For a number of hours passengers endured a complete communications break-down. At no time were we told what the problem was, whether or not it could be fixed, and/or how long it would realistically take. We were fed continuous misinformation like 'we will be airborne momentarily', 'the unacceptable temperature in the cabin will decrease rapidly after the second engine comes on' (that engine never came on). That was after the Captain made a brief appearance uttering things like we would have to wait for paperwork to be completed, and that that would take about 45 minutes. Right after that that much talked about second engine failed to come on and it got really hot. As I said, the Captain was missing in communications action ever since.

Passengers became irate because of the communications break-down caused by the Captain in charge. The flight attendants made-do with the false information they had been given and passengers rightly did not believe a word they uttered any longer. I did feel sorry for them, because none of that was their fault, but they bore the brunt of passenger anger.

Discipline on the plane began to break-down. People were told that they could leave if they wanted to. Some people left, others started arguing with the flight attendants, refusing to leave or sit down until they would be promised that their luggage would be unloaded. The flight attendants could not promise that, so there these passengers were, not leaving, not sitting down. Perhaps cognizant of the PR disasters security personnel on planes cause, nobody forced these passengers to either sit down or get off the bus.

Eventually we were told that *really* we were ready for departure, if people would please just sit down so that we could leave. Sadly the majority of passengers did not respond to that directive anymore. Some wanted to get off, but not without their luggage, others just stood in the aisles and were angry in a directionless way, a few sensible people tried to coax standing passengers to take their seats, without much success. I wonder whether mass hysteria looks like this. None of this made any sense to me. Well, we did not leave on his occasion because of the breakdown in cabin discipline that was a direct result of American Airlines staff feeding us misinformation for many hours. I just sat down in my seat and watched movies, while watching the drama unfold around me.  

I carefully monitored my app, waiting for the inevitable, the cancellation of the flight. The inevitable happened, my flight was rescheduled for the next day's afternoon. Interestingly, I had the flight cancellation information before the flight attendants. You do wonder whether they are the absolutely last people on the planet to be informed about anything that's going on on their flights. We were bused to a downtown hotel and picked up the next morning at 11 am for a 3:30 pm departure. All that was fairly professional, and while the hotel was basic, I have no complaints.

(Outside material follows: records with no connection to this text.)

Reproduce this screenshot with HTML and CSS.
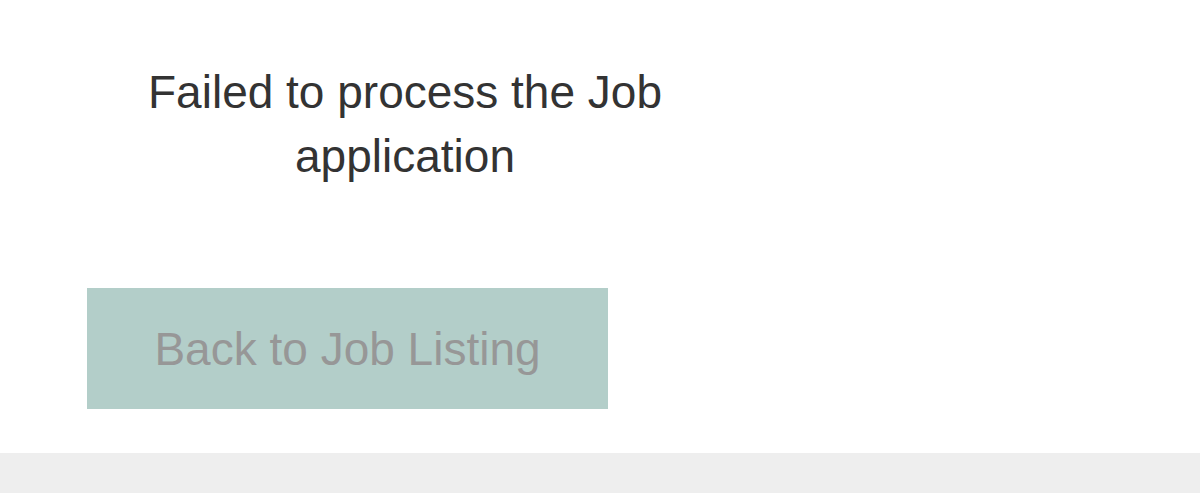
FILE: index.html
```html
<!DOCTYPE html>
<html lang="en">
<head>
<meta charset="utf-8">
<title>Job application</title>
<link rel="stylesheet" href="styles.css">
</head>
<body>
<main class="page">
  <section class="content">
    <h1 class="message">Failed to process the Job application</h1>
    <a class="back-btn" href="#">Back to Job Listing</a>
  </section>
</main>
<footer class="footer"></footer>
</body>
</html>
```

FILE: styles.css
```css
html, body {
  margin: 0;
  padding: 0;
  background: #ffffff;
}
body {
  font-family: "Liberation Sans", Arial, Helvetica, sans-serif;
  height: 493px;
  display: flex;
  flex-direction: column;
  overflow: hidden;
}
.page {
  flex: 1;
}
.content {
  width: 636px;
  padding: 60px 0 0 87px;
  display: flex;
  flex-direction: column;
  align-items: flex-start;
}
.message {
  width: 636px;
  margin: 0;
  font-size: 46px;
  line-height: 64px;
  font-weight: normal;
  color: #333333;
  text-align: center;
}
.back-btn {
  margin-top: 100px;
  width: 521px;
  height: 121px;
  background: #b3cec9;
  color: #979797;
  font-size: 46px;
  text-decoration: none;
  display: flex;
  align-items: center;
  justify-content: center;
}
.footer {
  height: 40px;
  background: #eeeeee;
}
```
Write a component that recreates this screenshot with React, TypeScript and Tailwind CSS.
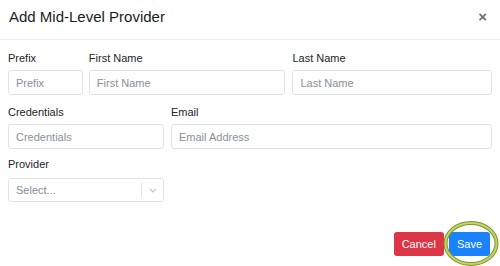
import React from "react";

const font = { fontFamily: '"Liberation Sans", Arial, sans-serif' };

function Field({ label, placeholder, className }: { label: string; placeholder: string; className: string }) {
  return (
    <div className={className}>
      <label className="block text-[11px] leading-[14px] text-[#212529] mb-[5px]">{label}</label>
      <input
        placeholder={placeholder}
        className="block w-full h-[25px] rounded-[3px] border border-[#dfe3e8] bg-white px-[7px] text-[11px] text-[#495057] placeholder:text-[#8a9097] outline-none"
      />
    </div>
  );
}

export default function App() {
  return (
    <div className="relative w-[500px] h-[266px] bg-white overflow-hidden" style={font}>
      {/* Header */}
      <div className="flex items-start justify-between h-[40px] border-b border-[#eceef0] pl-[9px] pr-[13px] pt-[8px]">
        <h5 className="text-[15px] leading-[18px] text-[#1a1d20] font-medium">Add Mid-Level Provider</h5>
        <span className="text-[15px] leading-[14px] font-bold text-[#6b6b6b] mt-[2px]">×</span>
      </div>

      {/* Body */}
      <div className="px-[8px] pt-[11px]">
        <div className="flex gap-[6px] mb-[10px]">
          <Field className="w-[75px]" label="Prefix" placeholder="Prefix" />
          <Field className="w-[197px]" label="First Name" placeholder="First Name" />
          <Field className="w-[200px] ml-[1px]" label="Last Name" placeholder="Last Name" />
        </div>
        <div className="flex gap-[7px] mb-[8px]">
          <Field className="w-[156px]" label="Credentials" placeholder="Credentials" />
          <Field className="w-[321px]" label="Email" placeholder="Email Address" />
        </div>
        <div className="w-[156px]">
          <label className="block text-[11px] leading-[14px] text-[#212529] mb-[7px]">Provider</label>
          <div className="flex items-center h-[24px] rounded-[3px] border border-[#dfe3e8] bg-white">
            <span className="flex-1 pl-[7px] text-[11px] text-[#8a9097]">Select...</span>
            <span className="w-px h-[14px] bg-[#e3e3e3]" />
            <span className="w-[21px] flex justify-center">
              <svg width="8" height="5" viewBox="0 0 8 5">
                <path d="M1 1 L4 4 L7 1" stroke="#c4c4c4" strokeWidth="1.2" fill="none" />
              </svg>
            </span>
          </div>
        </div>
      </div>

      {/* Footer */}
      <div className="flex justify-end gap-[5px] pr-[10px] mt-[30px]">
        <button className="h-[24px] px-[8px] rounded-[3px] bg-[#dc3545] text-white text-[11px]">Cancel</button>
        <button className="h-[24px] px-[8px] rounded-[3px] bg-[#1a82fb] text-white text-[11px]">Save</button>
      </div>

      {/* highlight circle */}
      <svg className="absolute left-[443px] top-[221px]" width="58" height="45" viewBox="0 0 58 45">
        <ellipse cx="28" cy="22.5" rx="25.5" ry="20.5" fill="none" stroke="#7f942f" strokeWidth="4" />
        <ellipse cx="28" cy="22.5" rx="25.5" ry="20.5" fill="none" stroke="#c3d663" strokeWidth="2" />
      </svg>
    </div>
  );
}
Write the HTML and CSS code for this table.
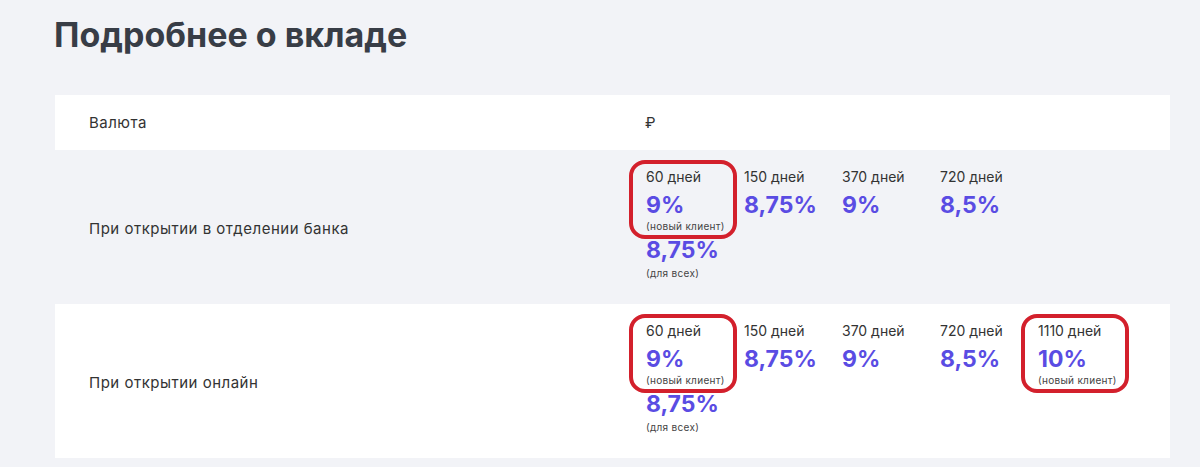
FILE: index.html
```html
<!DOCTYPE html>
<html lang="ru">
<head>
    <meta charset="UTF-8">
    <title>Подробнее о вкладе</title>
    <link rel="stylesheet" href="styles.css">
</head>
<body>
<div id="details">
    <h1 class="title">Подробнее о вкладе</h1>
    <div class="table">
        <div class="row row-white row-short">
            <div class="label">Валюта</div>
            <div class="value">₽</div>
        </div>
        <div class="row">
            <div class="label">При открытии в отделении банка</div>
            <div class="terms">
                <div class="term">
                    <div class="term-main marked">
                        <div class="days">60 дней</div>
                        <div class="rate">9%</div>
                        <div class="note">(новый клиент)</div>
                    </div>
                    <div class="rate rate-extra">8,75%</div>
                    <div class="note note-extra">(для всех)</div>
                </div>
                <div class="term">
                    <div class="days">150 дней</div>
                    <div class="rate">8,75%</div>
                </div>
                <div class="term">
                    <div class="days">370 дней</div>
                    <div class="rate">9%</div>
                </div>
                <div class="term">
                    <div class="days">720 дней</div>
                    <div class="rate">8,5%</div>
                </div>
            </div>
        </div>
        <div class="row row-white">
            <div class="label">При открытии онлайн</div>
            <div class="terms">
                <div class="term">
                    <div class="term-main marked">
                        <div class="days">60 дней</div>
                        <div class="rate">9%</div>
                        <div class="note">(новый клиент)</div>
                    </div>
                    <div class="rate rate-extra">8,75%</div>
                    <div class="note note-extra">(для всех)</div>
                </div>
                <div class="term">
                    <div class="days">150 дней</div>
                    <div class="rate">8,75%</div>
                </div>
                <div class="term">
                    <div class="days">370 дней</div>
                    <div class="rate">9%</div>
                </div>
                <div class="term">
                    <div class="days">720 дней</div>
                    <div class="rate">8,5%</div>
                </div>
                <div class="term">
                    <div class="term-main marked">
                        <div class="days">1110 дней</div>
                        <div class="rate">10%</div>
                        <div class="note">(новый клиент)</div>
                    </div>
                </div>
            </div>
        </div>
    </div>
</div>
</body>
</html>
```

FILE: styles.css
```css
* {
    margin: 0;
    padding: 0;
    box-sizing: border-box;
}

body {
    background: #f2f3f7;
    font-family: Inter, "Noto Sans", sans-serif;
    color: #333;
}

#details {
    width: 1115px;
    margin-left: 55px;
}

.title {
    font-size: 34px;
    line-height: 44px;
    font-weight: 700;
    color: #383d46;
    padding-top: 13px;
    margin-bottom: 38px;
    margin-left: -1px;
}

.row {
    display: grid;
    grid-template-columns: 591px 1fr;
    align-items: center;
}

.row-white {
    background: #fff;
}

.row-short {
    height: 55px;
}

.label {
    padding: 3px 0 0 34px;
    font-size: 15px;
    line-height: 20px;
    letter-spacing: 0.5px;
}

.row-short .label {
    padding-top: 1px;
}

.value {
    font-size: 15px;
    line-height: 20px;
    margin-left: -1px;
}

.terms {
    display: flex;
    padding: 17px 0 24px;
}

.term {
    width: 98px;
}

.term-main {
    position: relative;
}

/* красная рамка вокруг выделенных ставок */
.marked::before {
    content: "";
    position: absolute;
    left: -17px;
    top: -7px;
    width: 108px;
    bottom: -6px;
    box-sizing: border-box;
    border: 4px solid #d3202c;
    border-radius: 16px;
}

.days {
    font-size: 14px;
    line-height: 20px;
    margin-bottom: 4px;
}

.rate {
    font-size: 23px;
    line-height: 28px;
    font-weight: 700;
    color: #5a4ce3;
}

.rate-extra {
    margin-top: 3px;
}

.note {
    font-size: 10px;
    line-height: 14px;
    letter-spacing: 0.3px;
    color: #444;
}

.note-extra {
    margin-top: 2px;
}
```
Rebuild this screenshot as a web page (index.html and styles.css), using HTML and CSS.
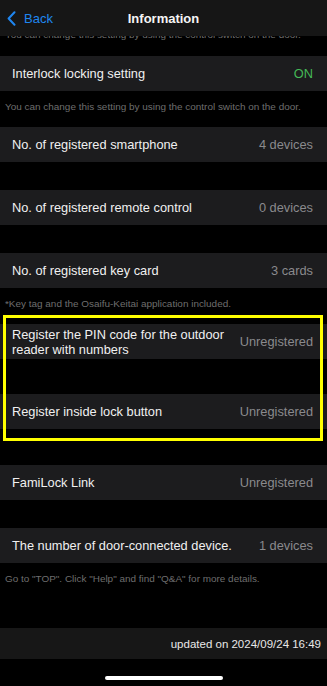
FILE: index.html
```html
<!DOCTYPE html>
<html lang="en">
<head>
<meta charset="utf-8">
<title>Information</title>
<link rel="stylesheet" href="styles.css">
</head>
<body>
<div class="screen">
  <header class="nav">
    <div class="nav-back">
      <svg class="chev" width="9" height="15" viewBox="0 0 9 15"><path d="M7.5 1.2 L1.6 7.5 L7.5 13.8" fill="none" stroke="#1f86f0" stroke-width="2" stroke-linecap="round" stroke-linejoin="round"/></svg>
      <span>Back</span>
    </div>
    <div class="nav-title">Information</div>
    <div class="nav-spacer"></div>
  </header>

  <div class="clip">
    <p class="note clipped">You can change this setting by using the control switch on the door.</p>
  </div>

  <div class="row"><span class="label">Interlock locking setting</span><span class="value on">ON</span></div>
  <p class="note gap-note">You can change this setting by using the control switch on the door.</p>

  <div class="row"><span class="label">No. of registered smartphone</span><span class="value">4 devices</span></div>
  <div class="gap"></div>
  <div class="row"><span class="label">No. of registered remote control</span><span class="value">0 devices</span></div>
  <div class="gap"></div>
  <div class="row"><span class="label">No. of registered key card</span><span class="value">3 cards</span></div>
  <p class="note gap-note">*Key tag and the Osaifu-Keitai application included.</p>

  <div class="group">
    <div class="row"><span class="label two">Register the PIN code for the outdoor reader with numbers</span><span class="value">Unregistered</span></div>
    <div class="gap gap-35"></div>
    <div class="row"><span class="label">Register inside lock button</span><span class="value">Unregistered</span></div>
    <div class="highlight"></div>
  </div>
  <div class="gap gap-36"></div>

  <div class="row"><span class="label">FamiLock Link</span><span class="value">Unregistered</span></div>
  <div class="gap"></div>
  <div class="row"><span class="label">The number of door-connected device.</span><span class="value">1 devices</span></div>
  <p class="note gap-note tail">Go to "TOP". Click "Help" and find "Q&amp;A" for more details.</p>

  <div class="updated">updated on 2024/09/24 16:49</div>
  <div class="home"><span class="home-bar"></span></div>
</div>
</body>
</html>
```

FILE: styles.css
```css
* { box-sizing: border-box; }
html, body {
  margin: 0;
  padding: 0;
  background: #000;
}
body {
  font-family: "Liberation Sans", Arial, sans-serif;
  color: #f2f2f2;
}
.screen {
  width: 327px;
  height: 686px;
  overflow: hidden;
  display: flex;
  flex-direction: column;
}
.nav {
  height: 36px;
  flex: none;
  background: #161616;
  display: grid;
  grid-template-columns: 1fr auto 1fr;
  align-items: center;
}
.nav-back {
  display: flex;
  align-items: center;
  gap: 8px;
  padding-left: 7px;
  color: #1f86f0;
  font-size: 13px;
}
.chev { display: block; }
.nav-title {
  font-size: 13px;
  font-weight: 700;
  color: #f5f5f5;
}
.clip {
  height: 20px;
  flex: none;
  overflow: hidden;
}
.note {
  margin: 0;
  padding-left: 5px;
  font-size: 9.95px;
  line-height: 12px;
  color: #6e6e6e;
  white-space: nowrap;
}
.clipped {
  margin-top: -7px;
}
.gap-note {
  height: 36px;
  flex: none;
  padding-top: 10px;
}
.gap-note.tail {
  height: 65px;
}
.row {
  height: 35px;
  flex: none;
  background: #1c1c1e;
  display: flex;
  align-items: center;
  justify-content: space-between;
  padding: 0 14px 0 12px;
  font-size: 12.8px;
}
.label {
  color: #f0f0f0;
}
.label.two {
  line-height: 15px;
  max-width: 225px;
}
.value {
  color: #8a8a8d;
  white-space: nowrap;
}
.value.on {
  color: #45b957;
}
.gap {
  height: 28px;
  flex: none;
}
.gap-35 { height: 35px; }
.gap-36 { height: 36px; }
.group {
  position: relative;
  display: flex;
  flex-direction: column;
  flex: none;
}
.highlight {
  position: absolute;
  left: 3px;
  right: 4px;
  top: -9px;
  bottom: -12px;
  border: 3px solid #ffff00;
  pointer-events: none;
}
.updated {
  height: 31px;
  flex: none;
  background: #171717;
  display: flex;
  align-items: center;
  justify-content: flex-end;
  padding-right: 6px;
  font-size: 11.5px;
  color: #e8e8e8;
}
.home {
  flex: none;
  display: flex;
  justify-content: center;
  padding-top: 17px;
}
.home-bar {
  width: 118px;
  height: 4px;
  border-radius: 2px;
  background: #fff;
}
```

At the airport we duly checked in, boom, shortly after we cleared security and customs, came the message that the flight was delayed to 1:30 am, and that we would be bused back to a hotel. I trust you appreciate the staggering incompetence, on an organizational level, that would be required to result in such an activity. Apparently they had no crew to staff that flight. Well, *that* American Airlines surely would have known prior to dragging people in several coaches from the hotel to the airport. Incidentally, this pointless leasing of coaches and drivers to ferry passengers forth and back between the airport and the hotel is unlikely to contribute to the primary reason for existing of listed companies, profit maximization. I won't even go into the self-inflicted reputational damage.

On the bright side, this seasoned traveler didn't like the idea at all, of sharing the flight with all those angry passengers, so I re-booked myself on the regular 8:40pm flight. Sensibly American Airlines had allocated our disaster flight crew to this flight, so they would not have to face those furious passengers  again. I was somewhat less assured, to be honest. And there he was, our cheerful, talkative Captain from said disaster flight. I knew, of course, should there be a problem, he would just dive for cover and be nowhere to be seen or heard.

I think there are several lessons in this:

1) check your planes (especially if they sit on the tarmac for a day) prior to boarding.
2) communicate precisely to your passengers what the nature of the issue is, how long it might take, and admit uncertainty if you are uncertain (nothing is worse for trust and discipline if it becomes obvious that information provided is patently false, and was known to be false when it was provided).
3) maintain discipline in the cabin.
4) ensure the Captain shows themselve to be in charge.

If these rules had been followed we would have almost certainly departed that evening.

I still do not know whether that flight left at 1:30 am, because by the time my flight left it had disappeared from the airport departure information displays. On a cheerful note, the 777 I had rebooked myself on had newer seats. I slept definitely better than on my flight to Rio. Not that you wanted to know.